WRITTEN PROBLEM: Below is a listing; copy all of it exactly.

───── SUPPLIED DATA

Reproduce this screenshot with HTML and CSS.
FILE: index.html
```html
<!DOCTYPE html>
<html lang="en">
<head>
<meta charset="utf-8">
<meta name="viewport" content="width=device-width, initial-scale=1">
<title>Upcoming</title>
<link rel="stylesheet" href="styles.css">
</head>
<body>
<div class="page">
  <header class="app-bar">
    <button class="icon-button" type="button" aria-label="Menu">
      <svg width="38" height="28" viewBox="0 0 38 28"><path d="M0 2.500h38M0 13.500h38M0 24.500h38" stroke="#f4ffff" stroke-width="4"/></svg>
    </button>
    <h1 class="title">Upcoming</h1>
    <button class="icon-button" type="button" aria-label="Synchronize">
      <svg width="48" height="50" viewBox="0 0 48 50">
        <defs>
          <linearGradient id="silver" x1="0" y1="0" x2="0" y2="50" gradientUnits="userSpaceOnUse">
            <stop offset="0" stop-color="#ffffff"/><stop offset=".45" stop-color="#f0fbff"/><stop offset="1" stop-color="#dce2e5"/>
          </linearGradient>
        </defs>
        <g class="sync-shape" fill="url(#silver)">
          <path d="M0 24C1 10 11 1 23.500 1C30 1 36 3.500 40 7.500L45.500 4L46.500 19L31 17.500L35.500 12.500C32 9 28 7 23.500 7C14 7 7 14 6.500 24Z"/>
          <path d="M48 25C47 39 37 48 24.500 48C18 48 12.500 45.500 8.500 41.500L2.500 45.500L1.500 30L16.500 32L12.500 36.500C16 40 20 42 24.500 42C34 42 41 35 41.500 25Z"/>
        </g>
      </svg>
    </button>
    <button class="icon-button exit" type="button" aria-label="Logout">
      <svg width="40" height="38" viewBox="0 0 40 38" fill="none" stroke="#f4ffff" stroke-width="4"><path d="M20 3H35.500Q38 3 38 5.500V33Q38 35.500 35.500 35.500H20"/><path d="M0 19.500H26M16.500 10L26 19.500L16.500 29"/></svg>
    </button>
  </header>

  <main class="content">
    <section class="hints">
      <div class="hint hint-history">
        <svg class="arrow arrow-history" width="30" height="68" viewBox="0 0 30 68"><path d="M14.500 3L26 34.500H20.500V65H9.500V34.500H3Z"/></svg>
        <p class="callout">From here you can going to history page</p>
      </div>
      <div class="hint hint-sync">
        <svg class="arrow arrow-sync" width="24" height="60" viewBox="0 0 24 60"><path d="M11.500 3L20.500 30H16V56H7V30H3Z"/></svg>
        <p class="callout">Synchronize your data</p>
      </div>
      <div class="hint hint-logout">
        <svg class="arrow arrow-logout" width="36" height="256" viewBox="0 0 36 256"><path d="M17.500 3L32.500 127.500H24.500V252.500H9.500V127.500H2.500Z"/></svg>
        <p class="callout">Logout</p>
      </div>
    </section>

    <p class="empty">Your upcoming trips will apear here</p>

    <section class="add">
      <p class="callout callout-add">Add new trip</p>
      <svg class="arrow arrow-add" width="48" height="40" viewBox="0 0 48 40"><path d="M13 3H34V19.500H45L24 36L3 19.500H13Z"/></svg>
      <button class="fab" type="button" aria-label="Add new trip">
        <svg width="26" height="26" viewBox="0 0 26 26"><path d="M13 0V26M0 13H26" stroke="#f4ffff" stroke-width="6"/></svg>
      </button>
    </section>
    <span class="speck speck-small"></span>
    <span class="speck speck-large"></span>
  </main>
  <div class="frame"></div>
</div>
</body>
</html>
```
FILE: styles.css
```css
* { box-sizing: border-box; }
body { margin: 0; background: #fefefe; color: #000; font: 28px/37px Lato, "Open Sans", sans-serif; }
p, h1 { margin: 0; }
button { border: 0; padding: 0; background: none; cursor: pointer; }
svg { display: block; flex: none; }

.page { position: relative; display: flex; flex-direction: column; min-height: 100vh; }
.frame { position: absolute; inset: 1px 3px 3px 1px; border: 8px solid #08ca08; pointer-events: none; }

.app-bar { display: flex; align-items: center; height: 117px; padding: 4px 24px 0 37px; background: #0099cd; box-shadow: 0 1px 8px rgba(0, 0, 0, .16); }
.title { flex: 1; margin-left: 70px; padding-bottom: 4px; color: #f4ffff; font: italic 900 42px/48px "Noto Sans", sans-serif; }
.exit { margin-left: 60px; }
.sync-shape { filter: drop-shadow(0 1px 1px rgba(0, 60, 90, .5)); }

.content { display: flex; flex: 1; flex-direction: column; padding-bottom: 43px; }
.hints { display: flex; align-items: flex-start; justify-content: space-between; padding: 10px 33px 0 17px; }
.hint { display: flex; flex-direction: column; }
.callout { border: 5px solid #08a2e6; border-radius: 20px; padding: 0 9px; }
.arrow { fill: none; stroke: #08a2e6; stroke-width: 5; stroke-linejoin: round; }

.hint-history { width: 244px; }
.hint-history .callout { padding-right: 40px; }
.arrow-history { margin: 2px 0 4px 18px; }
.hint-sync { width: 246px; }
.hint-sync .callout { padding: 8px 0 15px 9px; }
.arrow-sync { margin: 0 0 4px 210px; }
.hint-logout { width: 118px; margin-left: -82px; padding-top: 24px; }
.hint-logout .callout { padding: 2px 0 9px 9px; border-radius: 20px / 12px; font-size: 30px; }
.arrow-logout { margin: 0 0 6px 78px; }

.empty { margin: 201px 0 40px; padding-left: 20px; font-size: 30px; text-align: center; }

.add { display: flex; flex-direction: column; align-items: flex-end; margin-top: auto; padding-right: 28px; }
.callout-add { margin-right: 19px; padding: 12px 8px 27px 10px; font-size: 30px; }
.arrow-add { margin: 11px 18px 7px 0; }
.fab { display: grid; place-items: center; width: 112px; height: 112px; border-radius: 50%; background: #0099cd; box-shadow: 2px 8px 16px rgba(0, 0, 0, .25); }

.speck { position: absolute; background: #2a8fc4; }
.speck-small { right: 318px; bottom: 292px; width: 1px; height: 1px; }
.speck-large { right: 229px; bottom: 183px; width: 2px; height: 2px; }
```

──────────

TASK ANSWER:
Reproduce this screenshot with HTML and CSS.
FILE: index.html
```html
<!DOCTYPE html>
<html lang="en">
<head>
<meta charset="utf-8">
<meta name="viewport" content="width=device-width, initial-scale=1">
<title>Upcoming</title>
<link rel="stylesheet" href="styles.css">
</head>
<body>
<div class="page">
  <header class="app-bar">
    <button class="icon-button" type="button" aria-label="Menu">
      <svg width="38" height="28" viewBox="0 0 38 28"><path d="M0 2.500h38M0 13.500h38M0 24.500h38" stroke="#f4ffff" stroke-width="4"/></svg>
    </button>
    <h1 class="title">Upcoming</h1>
    <button class="icon-button" type="button" aria-label="Synchronize">
      <svg width="48" height="50" viewBox="0 0 48 50">
        <defs>
          <linearGradient id="silver" x1="0" y1="0" x2="0" y2="50" gradientUnits="userSpaceOnUse">
            <stop offset="0" stop-color="#ffffff"/><stop offset=".45" stop-color="#f0fbff"/><stop offset="1" stop-color="#dce2e5"/>
          </linearGradient>
        </defs>
        <g class="sync-shape" fill="url(#silver)">
          <path d="M0 24C1 10 11 1 23.500 1C30 1 36 3.500 40 7.500L45.500 4L46.500 19L31 17.500L35.500 12.500C32 9 28 7 23.500 7C14 7 7 14 6.500 24Z"/>
          <path d="M48 25C47 39 37 48 24.500 48C18 48 12.500 45.500 8.500 41.500L2.500 45.500L1.500 30L16.500 32L12.500 36.500C16 40 20 42 24.500 42C34 42 41 35 41.500 25Z"/>
        </g>
      </svg>
    </button>
    <button class="icon-button exit" type="button" aria-label="Logout">
      <svg width="40" height="38" viewBox="0 0 40 38" fill="none" stroke="#f4ffff" stroke-width="4"><path d="M20 3H35.500Q38 3 38 5.500V33Q38 35.500 35.500 35.500H20"/><path d="M0 19.500H26M16.500 10L26 19.500L16.500 29"/></svg>
    </button>
  </header>

  <main class="content">
    <section class="hints">
      <div class="hint hint-history">
        <svg class="arrow arrow-history" width="30" height="68" viewBox="0 0 30 68"><path d="M14.500 3L26 34.500H20.500V65H9.500V34.500H3Z"/></svg>
        <p class="callout">From here you can going to history page</p>
      </div>
      <div class="hint hint-sync">
        <svg class="arrow arrow-sync" width="24" height="60" viewBox="0 0 24 60"><path d="M11.500 3L20.500 30H16V56H7V30H3Z"/></svg>
        <p class="callout">Synchronize your data</p>
      </div>
      <div class="hint hint-logout">
        <svg class="arrow arrow-logout" width="36" height="256" viewBox="0 0 36 256"><path d="M17.500 3L32.500 127.500H24.500V252.500H9.500V127.500H2.500Z"/></svg>
        <p class="callout">Logout</p>
      </div>
    </section>

    <p class="empty">Your upcoming trips will apear here</p>

    <section class="add">
      <p class="callout callout-add">Add new trip</p>
      <svg class="arrow arrow-add" width="48" height="40" viewBox="0 0 48 40"><path d="M13 3H34V19.500H45L24 36L3 19.500H13Z"/></svg>
      <button class="fab" type="button" aria-label="Add new trip">
        <svg width="26" height="26" viewBox="0 0 26 26"><path d="M13 0V26M0 13H26" stroke="#f4ffff" stroke-width="6"/></svg>
      </button>
    </section>
    <span class="speck speck-small"></span>
    <span class="speck speck-large"></span>
  </main>
  <div class="frame"></div>
</div>
</body>
</html>
```
FILE: styles.css
```css
* { box-sizing: border-box; }
body { margin: 0; background: #fefefe; color: #000; font: 28px/37px Lato, "Open Sans", sans-serif; }
p, h1 { margin: 0; }
button { border: 0; padding: 0; background: none; cursor: pointer; }
svg { display: block; flex: none; }

.page { position: relative; display: flex; flex-direction: column; min-height: 100vh; }
.frame { position: absolute; inset: 1px 3px 3px 1px; border: 8px solid #08ca08; pointer-events: none; }

.app-bar { display: flex; align-items: center; height: 117px; padding: 4px 24px 0 37px; background: #0099cd; box-shadow: 0 1px 8px rgba(0, 0, 0, .16); }
.title { flex: 1; margin-left: 70px; padding-bottom: 4px; color: #f4ffff; font: italic 900 42px/48px "Noto Sans", sans-serif; }
.exit { margin-left: 60px; }
.sync-shape { filter: drop-shadow(0 1px 1px rgba(0, 60, 90, .5)); }

.content { display: flex; flex: 1; flex-direction: column; padding-bottom: 43px; }
.hints { display: flex; align-items: flex-start; justify-content: space-between; padding: 10px 33px 0 17px; }
.hint { display: flex; flex-direction: column; }
.callout { border: 5px solid #08a2e6; border-radius: 20px; padding: 0 9px; }
.arrow { fill: none; stroke: #08a2e6; stroke-width: 5; stroke-linejoin: round; }

.hint-history { width: 244px; }
.hint-history .callout { padding-right: 40px; }
.arrow-history { margin: 2px 0 4px 18px; }
.hint-sync { width: 246px; }
.hint-sync .callout { padding: 8px 0 15px 9px; }
.arrow-sync { margin: 0 0 4px 210px; }
.hint-logout { width: 118px; margin-left: -82px; padding-top: 24px; }
.hint-logout .callout { padding: 2px 0 9px 9px; border-radius: 20px / 12px; font-size: 30px; }
.arrow-logout { margin: 0 0 6px 78px; }

.empty { margin: 201px 0 40px; padding-left: 20px; font-size: 30px; text-align: center; }

.add { display: flex; flex-direction: column; align-items: flex-end; margin-top: auto; padding-right: 28px; }
.callout-add { margin-right: 19px; padding: 12px 8px 27px 10px; font-size: 30px; }
.arrow-add { margin: 11px 18px 7px 0; }
.fab { display: grid; place-items: center; width: 112px; height: 112px; border-radius: 50%; background: #0099cd; box-shadow: 2px 8px 16px rgba(0, 0, 0, .25); }

.speck { position: absolute; background: #2a8fc4; }
.speck-small { right: 318px; bottom: 292px; width: 1px; height: 1px; }
.speck-large { right: 229px; bottom: 183px; width: 2px; height: 2px; }
```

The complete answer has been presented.